Situating the self in spaces of sorrow: an analysis of Instagram self-representations at the 9/11 Memorial
If you visited New York City’s 9/11 Memorial, would you take a selfie? Instagram is frequently used to share experiences at Ground Zero, a popular tourist destination commemorating those who lost their lives in the 9/11 terror attack. Often accompanied by emotional written reflections, the visually striking features of the 9/11 Memorial appear prominently across amateur photography and videography shared to Instagram. However, despite personal photography being permitted in visitor guidelines, self-portraits taken at the 9/11 Memorial and shared online are widely considered to be disrespectful. Commentators seek out the most polarising examples to shame visitors in news and opinion articles, rather than considering them as part of a broader, nuanced act of witnessing that allows people to connect to places of trauma. Through a content analysis of over 500 Instagram posts shared under the 9/11 World Trade Center (WTC) Memorial and Museum geo-tag in 2022, this thesis maps the visual and written patterns that form this complex mode of representation.
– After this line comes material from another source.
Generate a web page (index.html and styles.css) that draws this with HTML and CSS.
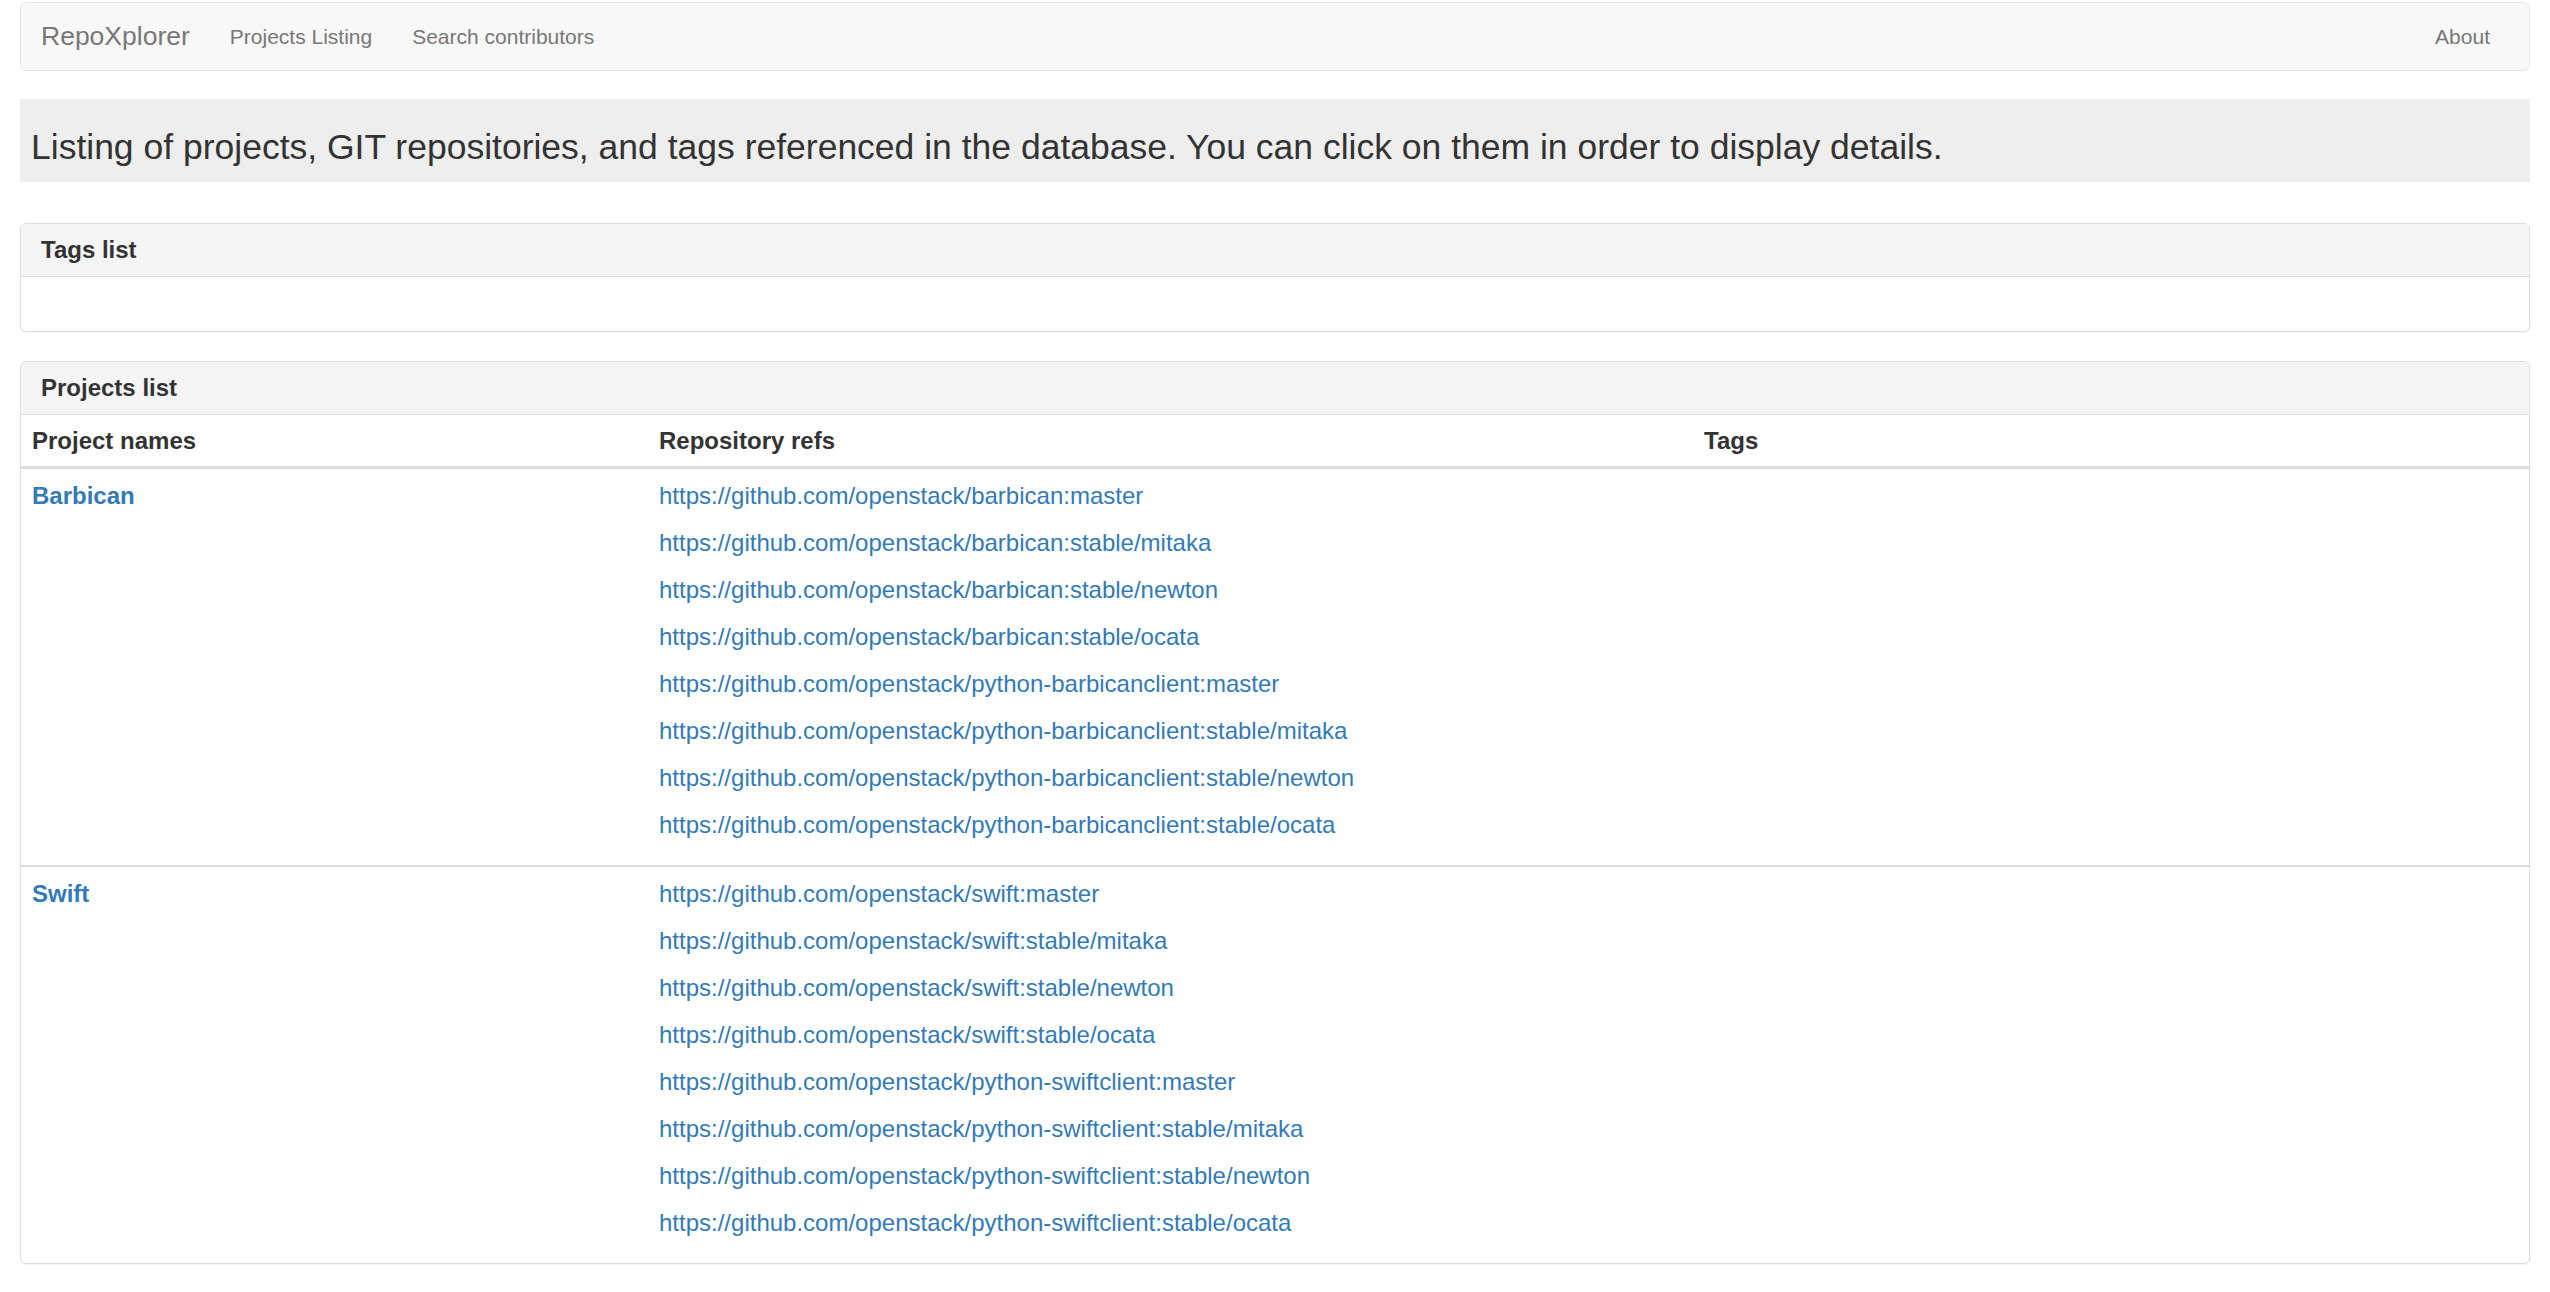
FILE: index.html
```html
<!DOCTYPE html>
<html lang="en">
<head>
<meta charset="utf-8">
<title>RepoXplorer - Projects Listing</title>
<link rel="stylesheet" href="styles.css">
</head>
<body>
<div class="page">
  <nav class="navbar">
    <a class="brand" href="#">RepoXplorer</a>
    <a class="nav-link" href="#">Projects Listing</a>
    <a class="nav-link" href="#">Search contributors</a>
    <div class="nav-right">
      <a class="nav-link" href="#">About</a>
    </div>
  </nav>

  <div class="jumbotron">
    <p class="lead">Listing of projects, GIT repositories, and tags referenced in the database. You can click on them in order to display details.</p>
  </div>

  <div class="panel">
    <div class="panel-heading">Tags list</div>
    <div class="panel-body"></div>
  </div>

  <div class="panel">
    <div class="panel-heading">Projects list</div>
    <table class="table">
      <colgroup>
        <col class="col-name">
        <col class="col-refs">
        <col class="col-tags">
      </colgroup>
      <thead>
        <tr>
          <th>Project names</th>
          <th>Repository refs</th>
          <th>Tags</th>
        </tr>
      </thead>
      <tbody>
        <tr>
          <td><a class="project" href="#">Barbican</a></td>
          <td>
            <a class="ref" href="#">https://github.com/openstack/barbican:master</a>
            <a class="ref" href="#">https://github.com/openstack/barbican:stable/mitaka</a>
            <a class="ref" href="#">https://github.com/openstack/barbican:stable/newton</a>
            <a class="ref" href="#">https://github.com/openstack/barbican:stable/ocata</a>
            <a class="ref" href="#">https://github.com/openstack/python-barbicanclient:master</a>
            <a class="ref" href="#">https://github.com/openstack/python-barbicanclient:stable/mitaka</a>
            <a class="ref" href="#">https://github.com/openstack/python-barbicanclient:stable/newton</a>
            <a class="ref" href="#">https://github.com/openstack/python-barbicanclient:stable/ocata</a>
          </td>
          <td></td>
        </tr>
        <tr>
          <td><a class="project" href="#">Swift</a></td>
          <td>
            <a class="ref" href="#">https://github.com/openstack/swift:master</a>
            <a class="ref" href="#">https://github.com/openstack/swift:stable/mitaka</a>
            <a class="ref" href="#">https://github.com/openstack/swift:stable/newton</a>
            <a class="ref" href="#">https://github.com/openstack/swift:stable/ocata</a>
            <a class="ref" href="#">https://github.com/openstack/python-swiftclient:master</a>
            <a class="ref" href="#">https://github.com/openstack/python-swiftclient:stable/mitaka</a>
            <a class="ref" href="#">https://github.com/openstack/python-swiftclient:stable/newton</a>
            <a class="ref" href="#">https://github.com/openstack/python-swiftclient:stable/ocata</a>
          </td>
          <td></td>
        </tr>
      </tbody>
    </table>
  </div>
</div>
</body>
</html>
```
FILE: styles.css
```css
* {
  box-sizing: border-box;
}

body {
  margin: 0;
  font-family: "Liberation Sans", Arial, Helvetica, sans-serif;
  color: #333;
  background: #fff;
}

a {
  text-decoration: none;
}

.page {
  padding: 2px 20px 20px;
}

/* Navbar */
.navbar {
  display: flex;
  align-items: center;
  height: 69px;
  background: #f8f8f8;
  border: 1px solid #e7e7e7;
  border-radius: 6px;
  margin-bottom: 28px;
}

.brand {
  font-size: 26.5px;
  color: #777;
  padding: 0 20px;
}

.nav-link {
  font-size: 21px;
  color: #777;
  padding: 0 20px;
}

.nav-right {
  margin-left: auto;
  padding-right: 19px;
}

/* Jumbotron */
.jumbotron {
  background: #eee;
  padding: 24px 11px 10px;
  margin-bottom: 41px;
}

.lead {
  margin: 0;
  font-size: 35.5px;
  line-height: 49px;
  color: #333;
}

/* Panels */
.panel {
  border: 1px solid #ddd;
  border-radius: 6px;
  margin-bottom: 29px;
  overflow: hidden;
  background: #fff;
  box-shadow: 0 1px 1px rgba(0, 0, 0, 0.05);
}

.panel-heading {
  background: #f5f5f5;
  border-bottom: 1px solid #ddd;
  padding: 10px 20px;
  font-size: 24px;
  font-weight: bold;
  line-height: 32px;
}

.panel-body {
  padding: 27px 20px;
}

/* Table */
.table {
  width: 100%;
  border-collapse: collapse;
  table-layout: fixed;
  font-size: 24px;
  line-height: 33px;
}

.col-name {
  width: 25%;
}

.col-refs {
  width: 41.667%;
}

.col-tags {
  width: 33.333%;
}

.table th {
  text-align: left;
  font-weight: bold;
  padding: 9px 11px;
  border-bottom: 3px solid #ddd;
}

.table td {
  vertical-align: top;
  padding: 10px 11px;
}

.table tbody tr + tr td {
  border-top: 2px solid #ddd;
}

.project {
  font-weight: bold;
  color: #337ab7;
}

.ref {
  display: block;
  color: #337ab7;
  margin-bottom: 14px;
}
```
Building upon the growing fields of self-representation and memorial scholarship, I assert that videos, photographs and Instagram carousels constitute a representation of the self. By doing so, this thesis challenges reductive narratives which focus only on the selfie or self-portrait, when in fact these categories only constitute 10% of 9/11 Memorial geo-tag content. This holistic approach forms part of platform vernacular, a theoretical framework used widely in Instagram research that considers the influence of platform-specific technical affordances and their everyday uses. However, the fraught political history of the 9/11 Memorial site complicates this reading. In dialogue with key debates across visual culture, photography, memorial and memory studies, this thesis also considers wider cultural factors such as the American exceptionalism narrative that consciously and unconsciously shapes 9/11 Memorial self-representations.